#### [What to produce]
Reproduce every line in the listing that contains the word "code".
BEGIN Records for the exercise
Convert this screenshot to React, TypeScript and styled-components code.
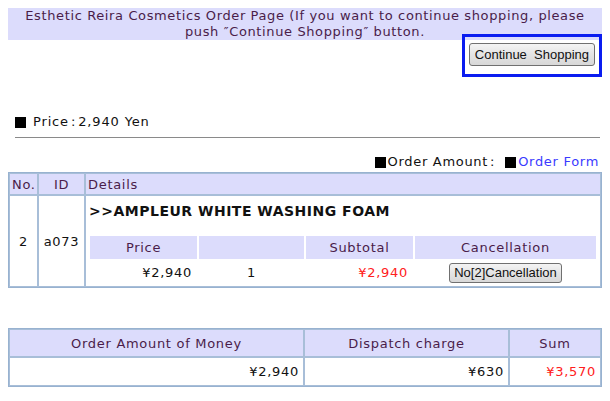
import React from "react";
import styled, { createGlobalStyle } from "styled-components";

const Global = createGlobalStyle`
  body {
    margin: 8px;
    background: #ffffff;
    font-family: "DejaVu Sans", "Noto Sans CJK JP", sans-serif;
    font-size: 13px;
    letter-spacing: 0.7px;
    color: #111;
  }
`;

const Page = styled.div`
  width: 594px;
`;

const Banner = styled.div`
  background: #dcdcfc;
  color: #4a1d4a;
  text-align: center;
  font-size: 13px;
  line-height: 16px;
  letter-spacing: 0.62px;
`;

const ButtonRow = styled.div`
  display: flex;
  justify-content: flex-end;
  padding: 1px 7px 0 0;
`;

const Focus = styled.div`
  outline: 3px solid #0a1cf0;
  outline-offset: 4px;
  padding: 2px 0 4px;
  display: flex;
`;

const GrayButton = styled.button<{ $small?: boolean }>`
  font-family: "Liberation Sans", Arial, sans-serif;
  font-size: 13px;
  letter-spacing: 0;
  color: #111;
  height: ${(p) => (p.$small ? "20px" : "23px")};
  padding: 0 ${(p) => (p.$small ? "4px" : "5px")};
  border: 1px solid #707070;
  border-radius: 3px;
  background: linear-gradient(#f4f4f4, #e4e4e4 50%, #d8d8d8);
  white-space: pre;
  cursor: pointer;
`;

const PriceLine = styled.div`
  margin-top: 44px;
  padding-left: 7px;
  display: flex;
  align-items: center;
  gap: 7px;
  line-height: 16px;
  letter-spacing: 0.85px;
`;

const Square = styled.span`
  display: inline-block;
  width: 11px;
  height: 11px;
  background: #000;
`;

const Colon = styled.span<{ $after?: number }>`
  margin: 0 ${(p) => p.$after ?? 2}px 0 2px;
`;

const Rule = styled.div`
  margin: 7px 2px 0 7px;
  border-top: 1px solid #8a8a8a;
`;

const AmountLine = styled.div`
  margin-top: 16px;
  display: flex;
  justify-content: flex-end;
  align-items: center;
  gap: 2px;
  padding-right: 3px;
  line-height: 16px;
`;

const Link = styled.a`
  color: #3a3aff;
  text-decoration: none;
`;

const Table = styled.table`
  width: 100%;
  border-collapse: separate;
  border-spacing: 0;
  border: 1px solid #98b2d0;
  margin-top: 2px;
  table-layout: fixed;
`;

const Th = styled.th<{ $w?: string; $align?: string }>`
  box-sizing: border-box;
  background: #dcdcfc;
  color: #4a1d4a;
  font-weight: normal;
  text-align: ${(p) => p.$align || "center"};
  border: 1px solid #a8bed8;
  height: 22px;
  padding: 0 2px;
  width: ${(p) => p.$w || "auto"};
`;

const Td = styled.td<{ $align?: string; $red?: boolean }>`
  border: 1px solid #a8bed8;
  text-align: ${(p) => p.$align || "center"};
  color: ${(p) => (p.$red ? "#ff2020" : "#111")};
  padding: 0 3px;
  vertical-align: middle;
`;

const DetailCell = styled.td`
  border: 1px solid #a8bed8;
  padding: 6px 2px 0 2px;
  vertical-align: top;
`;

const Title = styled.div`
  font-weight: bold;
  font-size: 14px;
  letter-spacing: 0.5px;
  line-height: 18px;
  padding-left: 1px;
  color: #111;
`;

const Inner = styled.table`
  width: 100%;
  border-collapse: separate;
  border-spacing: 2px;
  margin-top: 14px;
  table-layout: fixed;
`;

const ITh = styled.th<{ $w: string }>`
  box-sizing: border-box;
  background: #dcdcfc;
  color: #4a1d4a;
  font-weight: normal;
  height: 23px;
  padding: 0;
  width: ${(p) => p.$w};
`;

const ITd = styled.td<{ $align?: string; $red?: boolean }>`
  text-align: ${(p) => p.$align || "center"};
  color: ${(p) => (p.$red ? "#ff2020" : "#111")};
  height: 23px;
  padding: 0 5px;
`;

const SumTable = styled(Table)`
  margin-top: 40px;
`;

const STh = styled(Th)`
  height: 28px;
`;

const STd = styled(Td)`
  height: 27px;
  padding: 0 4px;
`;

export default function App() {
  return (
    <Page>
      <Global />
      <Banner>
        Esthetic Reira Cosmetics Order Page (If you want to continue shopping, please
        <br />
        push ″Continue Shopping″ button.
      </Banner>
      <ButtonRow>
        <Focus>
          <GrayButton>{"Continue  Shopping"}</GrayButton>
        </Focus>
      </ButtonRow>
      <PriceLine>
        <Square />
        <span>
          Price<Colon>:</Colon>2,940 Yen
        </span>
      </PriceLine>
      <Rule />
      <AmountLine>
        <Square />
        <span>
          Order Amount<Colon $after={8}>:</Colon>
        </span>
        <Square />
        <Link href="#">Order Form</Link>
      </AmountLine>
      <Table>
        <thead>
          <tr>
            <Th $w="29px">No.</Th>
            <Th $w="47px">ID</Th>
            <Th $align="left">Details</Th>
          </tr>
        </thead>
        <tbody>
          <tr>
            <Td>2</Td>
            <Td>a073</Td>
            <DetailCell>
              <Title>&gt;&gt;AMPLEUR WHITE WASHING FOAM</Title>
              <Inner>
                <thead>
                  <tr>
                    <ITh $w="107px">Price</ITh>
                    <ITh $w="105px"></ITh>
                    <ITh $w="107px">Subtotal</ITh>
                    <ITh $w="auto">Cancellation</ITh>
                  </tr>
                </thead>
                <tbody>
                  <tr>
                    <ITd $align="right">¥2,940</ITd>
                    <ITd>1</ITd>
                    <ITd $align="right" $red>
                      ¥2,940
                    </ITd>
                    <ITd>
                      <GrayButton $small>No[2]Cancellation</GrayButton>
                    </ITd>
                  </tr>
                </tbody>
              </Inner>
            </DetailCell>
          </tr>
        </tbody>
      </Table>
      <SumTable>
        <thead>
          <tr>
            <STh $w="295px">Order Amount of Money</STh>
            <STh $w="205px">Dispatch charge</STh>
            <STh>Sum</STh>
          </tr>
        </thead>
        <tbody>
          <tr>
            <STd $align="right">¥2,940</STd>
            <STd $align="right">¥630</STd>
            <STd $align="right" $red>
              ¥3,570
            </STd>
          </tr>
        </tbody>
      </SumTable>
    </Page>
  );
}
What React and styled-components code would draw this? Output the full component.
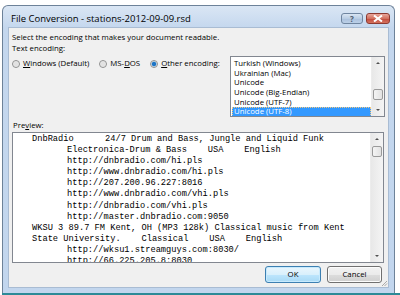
END Records for the exercise
#### [Task response]
Convert this screenshot to React, TypeScript and styled-components code.
What React and styled-components code would draw this? Output the full component.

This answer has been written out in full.